Written request
Go through the material below and count the lines with the string "that"; the number is the whole answer.

Information provided
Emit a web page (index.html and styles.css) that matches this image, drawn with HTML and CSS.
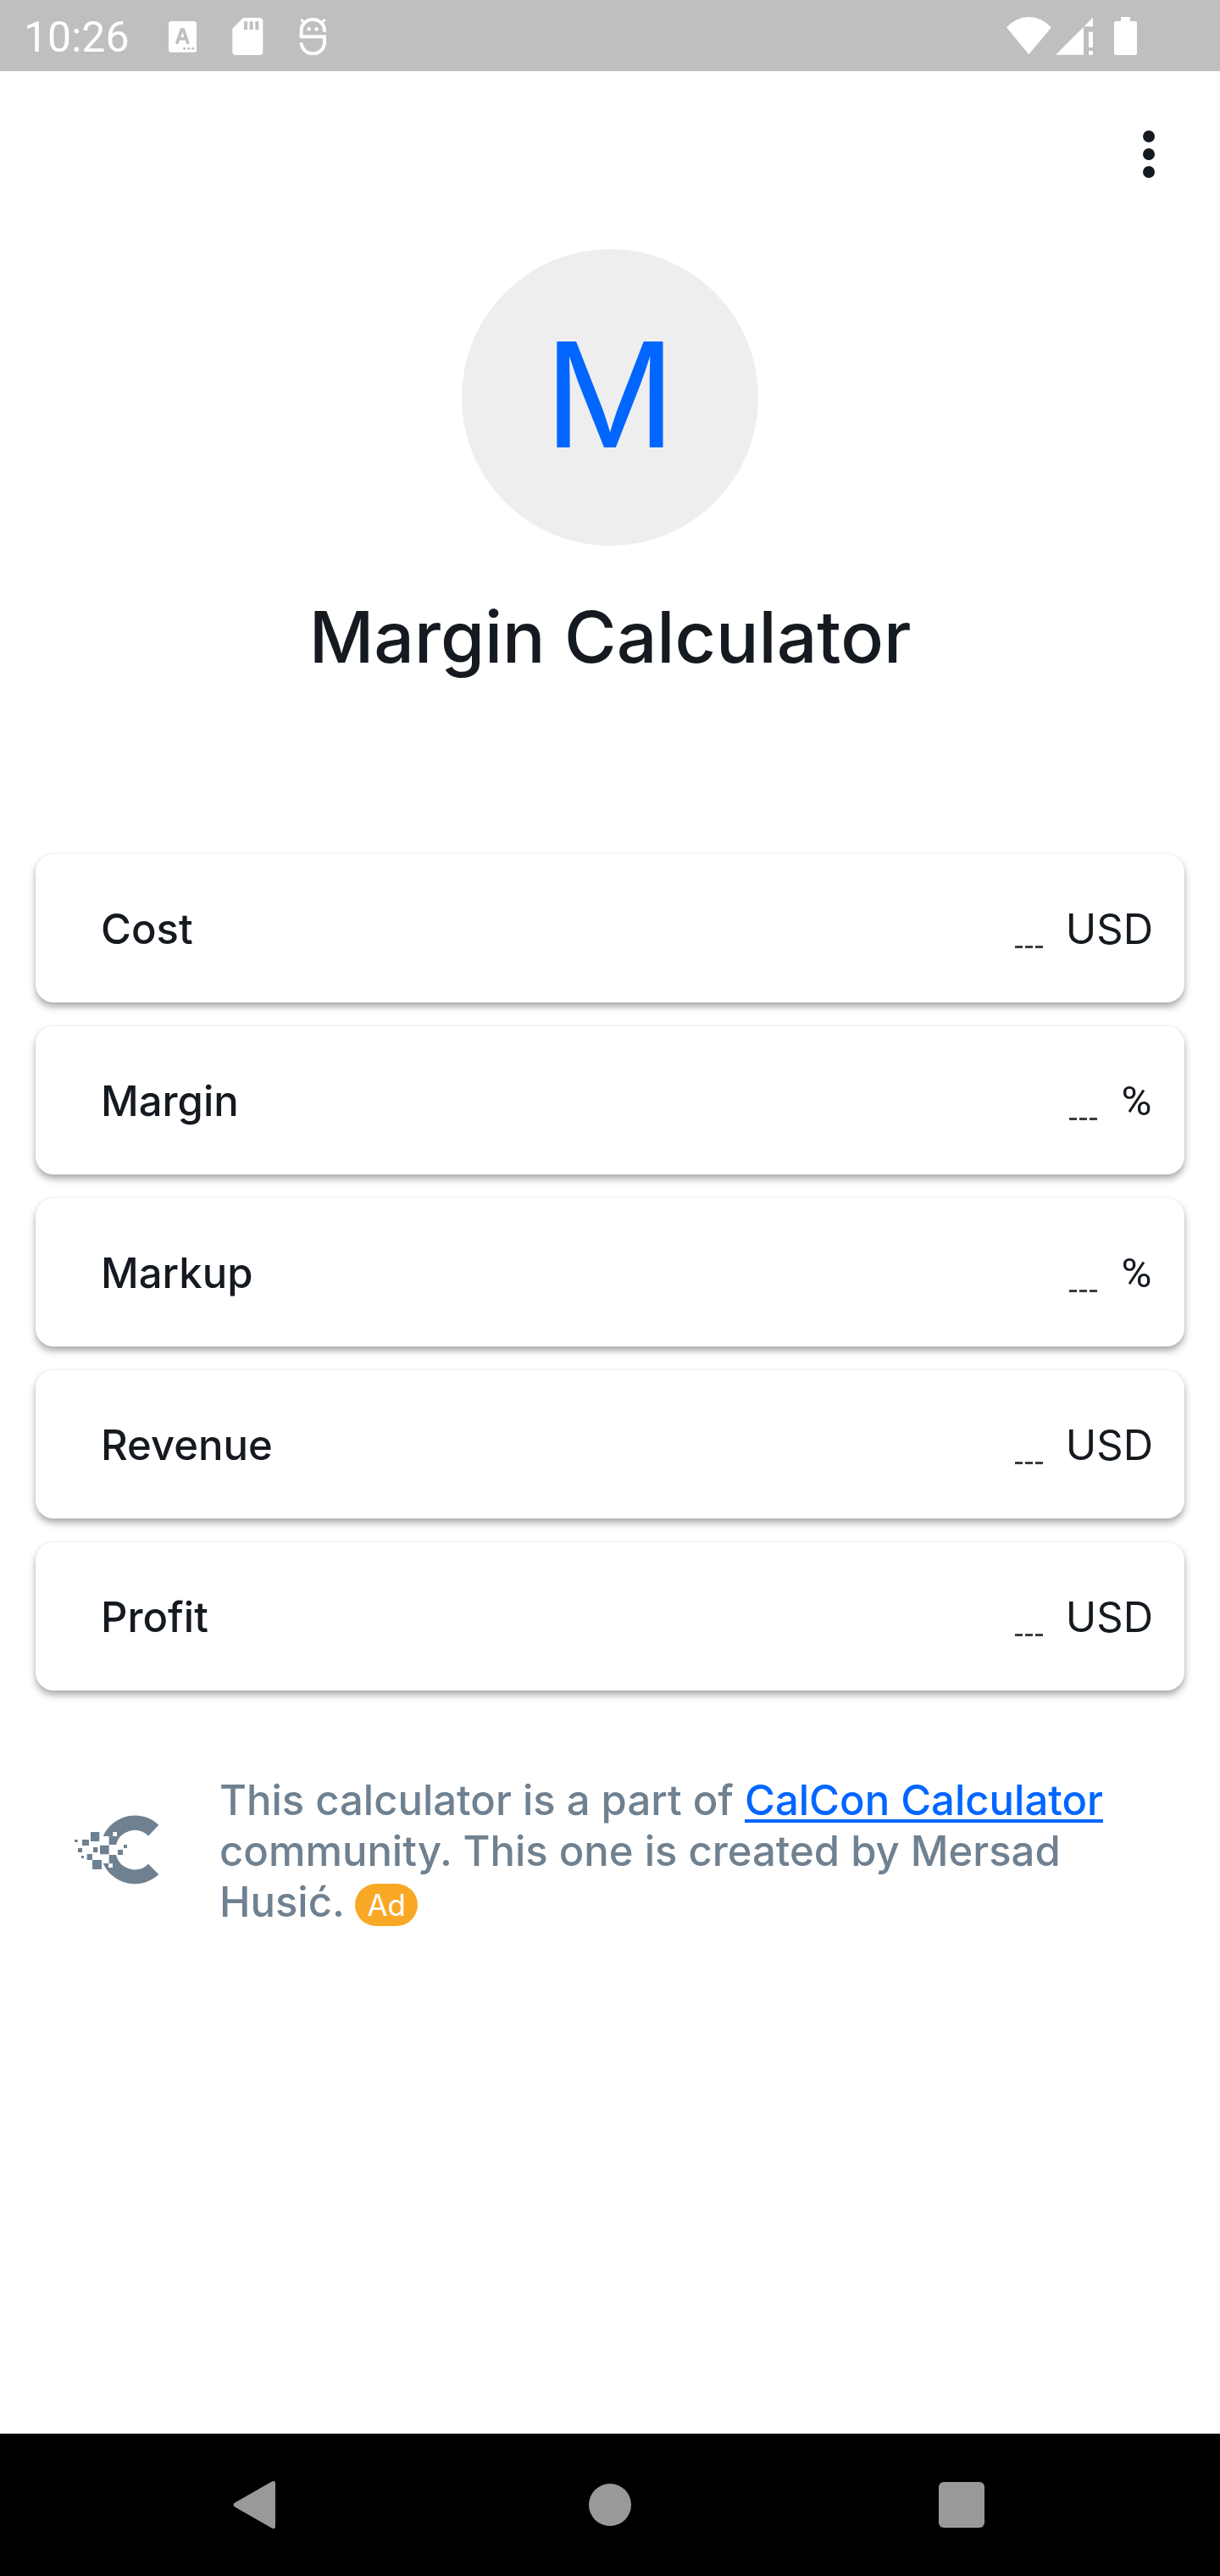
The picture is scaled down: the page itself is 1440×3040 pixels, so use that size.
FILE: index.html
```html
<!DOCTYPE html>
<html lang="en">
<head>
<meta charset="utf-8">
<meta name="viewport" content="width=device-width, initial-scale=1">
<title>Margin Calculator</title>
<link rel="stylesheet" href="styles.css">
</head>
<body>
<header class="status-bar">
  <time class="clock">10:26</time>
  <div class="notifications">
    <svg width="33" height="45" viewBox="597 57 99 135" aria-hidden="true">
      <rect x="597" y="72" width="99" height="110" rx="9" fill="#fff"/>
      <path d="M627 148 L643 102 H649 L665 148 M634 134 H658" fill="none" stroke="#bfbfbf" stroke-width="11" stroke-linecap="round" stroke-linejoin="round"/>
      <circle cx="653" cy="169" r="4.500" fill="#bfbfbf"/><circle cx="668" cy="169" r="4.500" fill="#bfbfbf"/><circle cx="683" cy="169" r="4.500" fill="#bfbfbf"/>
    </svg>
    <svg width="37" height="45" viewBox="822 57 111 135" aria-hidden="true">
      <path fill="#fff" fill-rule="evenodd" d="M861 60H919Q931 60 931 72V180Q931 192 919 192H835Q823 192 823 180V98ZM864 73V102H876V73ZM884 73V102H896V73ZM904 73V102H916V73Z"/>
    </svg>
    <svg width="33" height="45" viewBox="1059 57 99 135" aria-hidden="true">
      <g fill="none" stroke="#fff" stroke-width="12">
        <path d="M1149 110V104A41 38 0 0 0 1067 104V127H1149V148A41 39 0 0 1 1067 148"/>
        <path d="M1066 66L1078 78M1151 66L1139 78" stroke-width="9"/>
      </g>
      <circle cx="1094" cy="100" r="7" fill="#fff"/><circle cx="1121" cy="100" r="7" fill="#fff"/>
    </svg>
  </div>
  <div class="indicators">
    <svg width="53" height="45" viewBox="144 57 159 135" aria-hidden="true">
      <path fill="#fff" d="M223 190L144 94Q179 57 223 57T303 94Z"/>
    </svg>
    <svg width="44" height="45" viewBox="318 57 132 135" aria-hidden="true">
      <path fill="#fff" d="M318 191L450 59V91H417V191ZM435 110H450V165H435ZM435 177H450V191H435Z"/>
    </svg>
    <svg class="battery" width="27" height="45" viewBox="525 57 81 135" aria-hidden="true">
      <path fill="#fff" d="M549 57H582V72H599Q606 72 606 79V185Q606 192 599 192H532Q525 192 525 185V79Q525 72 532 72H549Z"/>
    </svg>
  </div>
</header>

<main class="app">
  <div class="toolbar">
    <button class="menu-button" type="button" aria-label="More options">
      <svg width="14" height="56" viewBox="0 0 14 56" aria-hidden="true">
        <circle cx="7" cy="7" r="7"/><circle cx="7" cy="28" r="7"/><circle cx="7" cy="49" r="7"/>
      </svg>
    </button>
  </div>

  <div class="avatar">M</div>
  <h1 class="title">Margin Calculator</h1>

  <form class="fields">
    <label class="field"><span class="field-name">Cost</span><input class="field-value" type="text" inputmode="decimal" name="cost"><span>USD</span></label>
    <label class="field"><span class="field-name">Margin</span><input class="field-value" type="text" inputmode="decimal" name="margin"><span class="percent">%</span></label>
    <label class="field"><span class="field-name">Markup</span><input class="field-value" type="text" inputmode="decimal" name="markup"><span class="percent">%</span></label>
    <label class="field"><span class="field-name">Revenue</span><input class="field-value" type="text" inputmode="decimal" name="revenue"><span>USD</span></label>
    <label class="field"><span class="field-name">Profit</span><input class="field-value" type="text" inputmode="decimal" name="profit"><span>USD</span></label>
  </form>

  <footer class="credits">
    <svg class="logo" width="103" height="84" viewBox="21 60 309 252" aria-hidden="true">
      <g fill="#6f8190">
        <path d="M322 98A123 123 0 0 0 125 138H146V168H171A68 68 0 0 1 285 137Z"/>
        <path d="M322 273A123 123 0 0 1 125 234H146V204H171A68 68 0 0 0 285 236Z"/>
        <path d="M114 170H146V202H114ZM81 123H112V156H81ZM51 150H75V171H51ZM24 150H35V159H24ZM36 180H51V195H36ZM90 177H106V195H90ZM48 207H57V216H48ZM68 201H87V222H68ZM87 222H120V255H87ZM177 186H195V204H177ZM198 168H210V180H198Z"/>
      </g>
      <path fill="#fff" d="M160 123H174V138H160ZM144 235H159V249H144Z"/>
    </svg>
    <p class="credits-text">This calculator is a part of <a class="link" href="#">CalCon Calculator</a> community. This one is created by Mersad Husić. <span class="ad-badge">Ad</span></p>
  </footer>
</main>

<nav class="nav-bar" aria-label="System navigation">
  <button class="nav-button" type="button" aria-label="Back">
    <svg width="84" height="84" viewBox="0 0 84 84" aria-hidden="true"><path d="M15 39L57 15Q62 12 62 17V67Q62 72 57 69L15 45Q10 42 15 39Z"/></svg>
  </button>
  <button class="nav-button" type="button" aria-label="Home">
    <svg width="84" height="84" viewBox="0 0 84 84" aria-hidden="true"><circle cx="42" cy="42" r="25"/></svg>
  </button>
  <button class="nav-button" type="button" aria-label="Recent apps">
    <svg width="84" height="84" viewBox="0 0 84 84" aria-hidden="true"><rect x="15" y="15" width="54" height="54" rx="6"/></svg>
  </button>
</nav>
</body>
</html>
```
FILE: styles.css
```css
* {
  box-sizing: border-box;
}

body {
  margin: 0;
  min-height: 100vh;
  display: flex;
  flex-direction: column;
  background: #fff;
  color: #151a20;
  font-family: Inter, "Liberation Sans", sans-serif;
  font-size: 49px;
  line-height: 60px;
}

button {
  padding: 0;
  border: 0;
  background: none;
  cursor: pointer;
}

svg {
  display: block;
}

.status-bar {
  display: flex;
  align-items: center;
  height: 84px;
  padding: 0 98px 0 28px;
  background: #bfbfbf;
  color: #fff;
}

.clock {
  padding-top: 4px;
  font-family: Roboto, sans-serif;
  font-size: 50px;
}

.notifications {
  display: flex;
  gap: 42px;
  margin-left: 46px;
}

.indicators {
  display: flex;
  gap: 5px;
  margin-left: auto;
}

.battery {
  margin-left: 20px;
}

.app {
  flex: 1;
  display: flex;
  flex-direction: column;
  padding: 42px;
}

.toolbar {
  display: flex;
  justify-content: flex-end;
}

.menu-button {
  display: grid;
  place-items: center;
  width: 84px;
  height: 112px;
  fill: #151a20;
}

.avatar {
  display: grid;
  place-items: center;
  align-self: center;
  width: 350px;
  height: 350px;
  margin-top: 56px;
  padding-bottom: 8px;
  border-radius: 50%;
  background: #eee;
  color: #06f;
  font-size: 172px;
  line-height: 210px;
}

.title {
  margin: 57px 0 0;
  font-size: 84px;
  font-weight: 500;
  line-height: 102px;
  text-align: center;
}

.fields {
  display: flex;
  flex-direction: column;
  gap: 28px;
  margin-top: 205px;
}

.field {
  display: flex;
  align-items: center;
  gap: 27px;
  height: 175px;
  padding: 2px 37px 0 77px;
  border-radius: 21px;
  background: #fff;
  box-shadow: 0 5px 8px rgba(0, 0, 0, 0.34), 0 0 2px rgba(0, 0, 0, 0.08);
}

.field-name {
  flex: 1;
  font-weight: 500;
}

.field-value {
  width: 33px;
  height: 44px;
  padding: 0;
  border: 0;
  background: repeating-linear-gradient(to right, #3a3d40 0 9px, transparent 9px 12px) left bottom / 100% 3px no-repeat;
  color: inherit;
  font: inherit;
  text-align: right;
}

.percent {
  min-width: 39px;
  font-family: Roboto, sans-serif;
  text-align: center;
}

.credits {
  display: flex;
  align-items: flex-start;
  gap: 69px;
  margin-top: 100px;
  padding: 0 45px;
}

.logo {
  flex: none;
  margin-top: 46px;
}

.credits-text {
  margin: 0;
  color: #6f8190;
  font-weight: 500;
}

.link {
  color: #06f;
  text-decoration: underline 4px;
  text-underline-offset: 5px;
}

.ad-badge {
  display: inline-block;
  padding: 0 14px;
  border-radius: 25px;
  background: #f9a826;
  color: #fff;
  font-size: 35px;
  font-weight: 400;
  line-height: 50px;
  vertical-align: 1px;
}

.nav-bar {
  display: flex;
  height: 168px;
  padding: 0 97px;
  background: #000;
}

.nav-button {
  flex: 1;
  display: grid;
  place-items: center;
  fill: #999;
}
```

Output below
2